The subplot is theoretically set up by Costard (Nathan Foad) breaking the island-wide vow and being put under the observation of Don Armado
(Jack Bardoe,) here a sweaty Spanish tennis pro. This gets forgotten pretty much immediately as they spend the play acquiring more supporting characters until eventually they perform as the Nine Worthies in front of a mocking court, in a less successful precursor to A Midsummer Night's Dream's similar finale.

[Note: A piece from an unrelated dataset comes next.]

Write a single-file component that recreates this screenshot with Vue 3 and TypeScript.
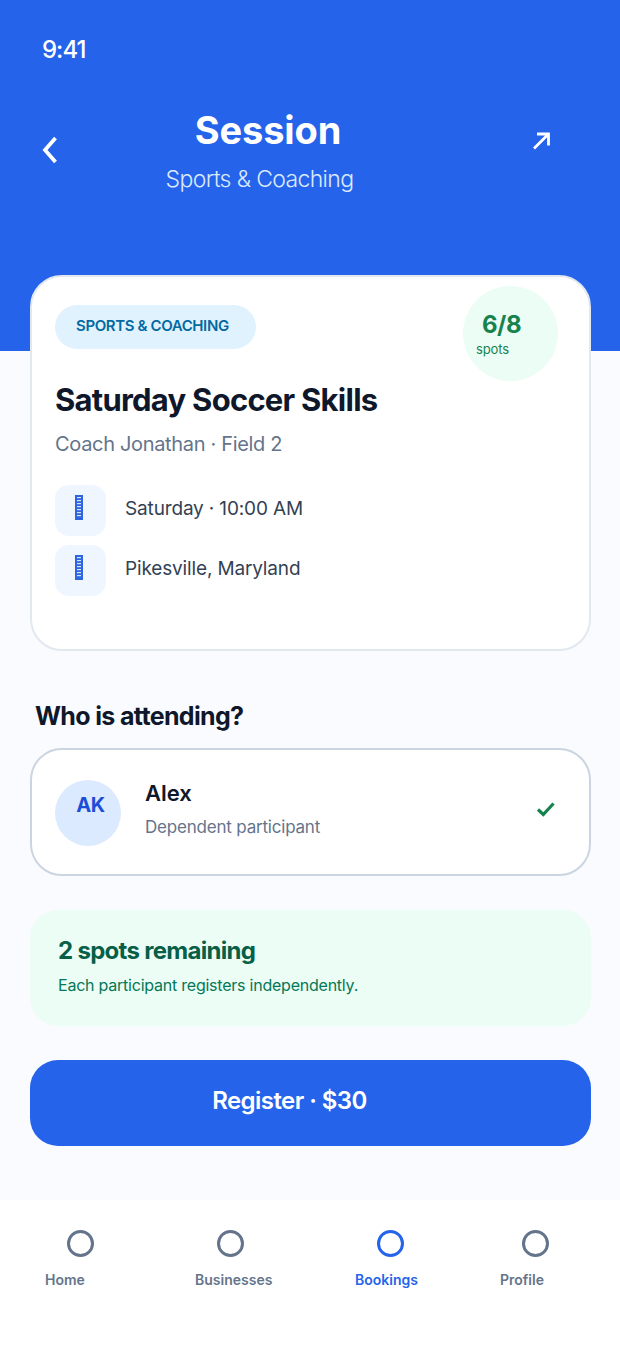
<script setup lang="ts">
interface InfoRow {
  id: string
  label: string
}

interface NavItem {
  label: string
  active: boolean
}

const infoRows: InfoRow[] = [
  { id: 'when', label: 'Saturday · 10:00 AM' },
  { id: 'where', label: 'Pikesville, Maryland' },
]

const navItems: NavItem[] = [
  { label: 'Home', active: false },
  { label: 'Businesses', active: false },
  { label: 'Bookings', active: true },
  { label: 'Profile', active: false },
]

// little white marks inside the placeholder glyph
const ticks = [2, 5, 8, 11, 14, 17, 20]
</script>

<template>
  <div class="screen">
    <header class="hero">
      <div class="status-time">9:41</div>
      <div class="hero-bar">
        <button class="hero-btn back" aria-label="Back">
          <svg width="20" height="28" viewBox="0 0 20 28" fill="none">
            <path d="M15.5 2 5 14l10.5 12" stroke="#fff" stroke-width="3.8" />
          </svg>
        </button>
        <div class="hero-titles">
          <h1 class="hero-title">Session</h1>
          <p class="hero-sub">Sports &amp; Coaching</p>
        </div>
        <button class="hero-btn share" aria-label="Share">
          <svg width="20" height="20" viewBox="0 0 20 20" fill="none">
            <path d="M3 17.5 17 3.5M6 3h11.5v11.5" stroke="#fff" stroke-width="2.8" />
          </svg>
        </button>
      </div>
    </header>

    <main class="content">
      <section class="session-card">
        <div class="spots-badge">
          <strong class="spots-count">6/8</strong>
          <span class="spots-label">spots</span>
        </div>
        <span class="category-chip">SPORTS &amp; COACHING</span>
        <h2 class="session-name">Saturday Soccer Skills</h2>
        <p class="session-coach">Coach Jonathan · Field 2</p>
        <ul class="info-list">
          <li v-for="row in infoRows" :key="row.id" class="info-row">
            <span class="info-icon">
              <svg width="8" height="25" viewBox="0 0 8 25">
                <rect width="8" height="25" fill="#2f66e0" />
                <rect v-for="t in ticks" :key="t" x="2" :y="t" width="4" height="1.2" fill="#d6e4fb" />
              </svg>
            </span>
            <span class="info-text">{{ row.label }}</span>
          </li>
        </ul>
      </section>

      <h3 class="section-title">Who is attending?</h3>

      <section class="attendee">
        <span class="avatar">AK</span>
        <div class="attendee-body">
          <div class="attendee-name">Alex</div>
          <div class="attendee-role">Dependent participant</div>
        </div>
        <svg class="attendee-check" width="20" height="16" viewBox="0 0 20 16" fill="none">
          <path d="M2 8.5 7.3 13.5 17.5 2.5" stroke="#16834f" stroke-width="3.2" />
        </svg>
      </section>

      <section class="remaining">
        <div class="remaining-title">2 spots remaining</div>
        <div class="remaining-note">Each participant registers independently.</div>
      </section>

      <button class="register-btn">Register · $30</button>
    </main>

    <nav class="tabbar">
      <div
        v-for="item in navItems"
        :key="item.label"
        class="tab"
        :class="{ 'tab--active': item.active }"
      >
        <span class="tab-ring"></span>
        <span class="tab-label">{{ item.label }}</span>
      </div>
    </nav>
  </div>
</template>

<style scoped>
.screen {
  display: flex;
  flex-direction: column;
  width: 620px;
  height: 1349px;
  overflow: hidden;
  background: #f9fbfe;
  font-family: Inter, "Liberation Sans", sans-serif;
  color: #0f172a;
}

.hero {
  height: 351px;
  flex: none;
  padding: 35px 42px 0;
  box-sizing: border-box;
  background: #2563eb;
  color: #fff;
}

.status-time {
  font-size: 24px;
  font-weight: 500;
  line-height: 29px;
  letter-spacing: -1px;
}

.hero-bar {
  display: flex;
  margin-top: 43px;
}

.hero-btn {
  display: flex;
  padding: 0;
  border: none;
  background: none;
  cursor: pointer;
}

.back {
  margin: 29px 0 0 -2px;
}

.share {
  margin: 24px 27px 0 auto;
}

.hero-titles {
  width: 200px;
  margin-left: 108px;
  text-align: center;
}

.hero-title {
  margin: 0;
  font-size: 38px;
  font-weight: 700;
  line-height: 46px;
  letter-spacing: -0.1px;
}

.hero-sub {
  margin: 12px 0 0 -17px;
  font-size: 23px;
  font-weight: 300;
  line-height: 29px;
  letter-spacing: -0.65px;
  white-space: nowrap;
  color: #dbeafe;
}

.content {
  flex: 1;
  display: flex;
  flex-direction: column;
  margin-top: -76px;
  padding: 0 29px 0 30px;
}

.session-card {
  position: relative;
  height: 376px;
  box-sizing: border-box;
  padding: 28px 23px 0;
  background: #fff;
  border: 2px solid #e2e8f0;
  border-radius: 32px;
}

.spots-badge {
  position: absolute;
  top: 9px;
  right: 31px;
  width: 95px;
  height: 95px;
  box-sizing: border-box;
  padding: 23px 0 0 13px;
  border-radius: 50%;
  background: #ecfdf5;
}

.spots-count {
  display: block;
  padding-left: 6px;
  font-size: 24px;
  font-weight: 700;
  line-height: 32px;
  letter-spacing: -0.5px;
  color: #16834f;
}

.spots-label {
  display: block;
  font-size: 13px;
  line-height: 17px;
  font-weight: 400;
  letter-spacing: -0.1px;
  color: #16834f;
}

.category-chip {
  display: inline-block;
  height: 44px;
  padding: 0 27px 0 21px;
  box-sizing: border-box;
  background: #e0f2fe;
  border-radius: 22px;
  font-size: 15px;
  font-weight: 600;
  line-height: 42px;
  letter-spacing: -0.38px;
  color: #0369a1;
}

.session-name {
  margin: 30px 0 0;
  font-size: 31px;
  font-weight: 700;
  line-height: 42px;
  letter-spacing: -0.75px;
  color: #0f172a;
}

.session-coach {
  margin: 10px 0 0;
  font-size: 20px;
  font-weight: 400;
  line-height: 27px;
  letter-spacing: -0.33px;
  color: #64748b;
}

.info-list {
  display: flex;
  flex-direction: column;
  gap: 9px;
  margin: 27px 0 0;
  padding: 0;
  list-style: none;
}

.info-row {
  display: flex;
  align-items: center;
  gap: 19px;
}

.info-icon {
  display: flex;
  align-items: center;
  justify-content: center;
  width: 51px;
  height: 51px;
  border-radius: 14px;
  background: #eff6ff;
}

.info-icon svg {
  margin: 0 3px 6px 0;
}

.info-text {
  margin-top: -3px;
  font-size: 19px;
  line-height: 26px;
  letter-spacing: -0.15px;
  color: #334155;
}

.section-title {
  margin: 49px 0 0 5px;
  font-size: 25px;
  font-weight: 700;
  line-height: 32px;
  letter-spacing: -0.65px;
  color: #0f172a;
}

.attendee {
  display: flex;
  align-items: center;
  height: 128px;
  box-sizing: border-box;
  margin-top: 16px;
  padding: 0 33px 0 23px;
  background: #fff;
  border: 2px solid #cbd5e1;
  border-radius: 32px;
}

.avatar {
  flex: none;
  width: 66px;
  height: 66px;
  box-sizing: border-box;
  padding-left: 5px;
  margin-top: 2px;
  border-radius: 50%;
  background: #dbeafe;
  color: #1d4ed8;
  font-size: 20px;
  font-weight: 700;
  line-height: 50px;
  letter-spacing: -0.4px;
  text-align: center;
}

.attendee-body {
  flex: 1;
  margin: -8px 0 0 24px;
}

.attendee-name {
  font-size: 22px;
  font-weight: 600;
  line-height: 28px;
  color: #0f172a;
}

.attendee-role {
  margin-top: 9px;
  font-size: 17px;
  line-height: 22px;
  letter-spacing: -0.2px;
  color: #64748b;
}

.attendee-check {
  margin-top: -6px;
}

.remaining {
  height: 116px;
  box-sizing: border-box;
  margin-top: 34px;
  padding: 26px 28px 0;
  background: #ecfdf5;
  border-radius: 28px;
}

.remaining-title {
  font-size: 24px;
  font-weight: 700;
  line-height: 30px;
  letter-spacing: -0.7px;
  color: #065f46;
}

.remaining-note {
  margin-top: 8px;
  font-size: 16px;
  line-height: 22px;
  letter-spacing: -0.23px;
  color: #047857;
}

.register-btn {
  height: 86px;
  flex: none;
  margin-top: 34px;
  padding: 0 42px 6px 0;
  border: none;
  border-radius: 28px;
  background: #2563eb;
  color: #fff;
  font-family: inherit;
  font-size: 24px;
  font-weight: 600;
  letter-spacing: -0.55px;
  cursor: pointer;
}

.tabbar {
  display: flex;
  flex: none;
  height: 149px;
  box-sizing: border-box;
  padding: 30px 0 0 45px;
  background: #fff;
}

.tab {
  display: flex;
  flex-direction: column;
  align-items: flex-start;
  gap: 14px;
  color: #64748b;
}

.tab:nth-child(1) {
  width: 150px;
}

.tab:nth-child(2) {
  width: 160px;
}

.tab:nth-child(3) {
  width: 145px;
}

.tab--active {
  color: #2563eb;
}

.tab-ring {
  width: 27px;
  height: 27px;
  margin-left: 22px;
  box-sizing: border-box;
  border: 3px solid currentColor;
  border-radius: 50%;
}

.tab-label {
  font-size: 14px;
  font-weight: 600;
  line-height: 17px;
}
</style>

This is part of another thing we see in the play, and I guess whether you rack it up to the positives or negatives depends on how well it's done: Various elements are things Shakespeare would revisit and perfect, most famously Berowne and his love interest Rosaline, whose dynamic makes them precursors to Benedick and Beatrice. Thompson and Ioanna Kimbook have a sweet chemistry with just a hint of that spikiness between them. Again, Shakespeare hasn't quite got to the point of giving Rosaline the zingers to match her verbal sparring partner, and I wished I could have seen Kimbook demonstrate more of the steel she hinted at. Maybe, as has happened before at the RSC, the two can pair up again sometime for their more famous counterparts.
And on the purely positive side we have that surefire comic premise and a couple of great setpieces, chief among them the letter scene. Burns takes good advantage of Joanna Scotcher's revolving set, with a slapstick sequence of the four men hiding in nooks and crannies and up a tree to avoid each other. The later scene of the quartet wooing the women "in disguise" can fall flat but here the decision to put the men in clattering knights' armour works, and provides an added gag when Jordan Metcalfe's Boyet gets trapped between the suits.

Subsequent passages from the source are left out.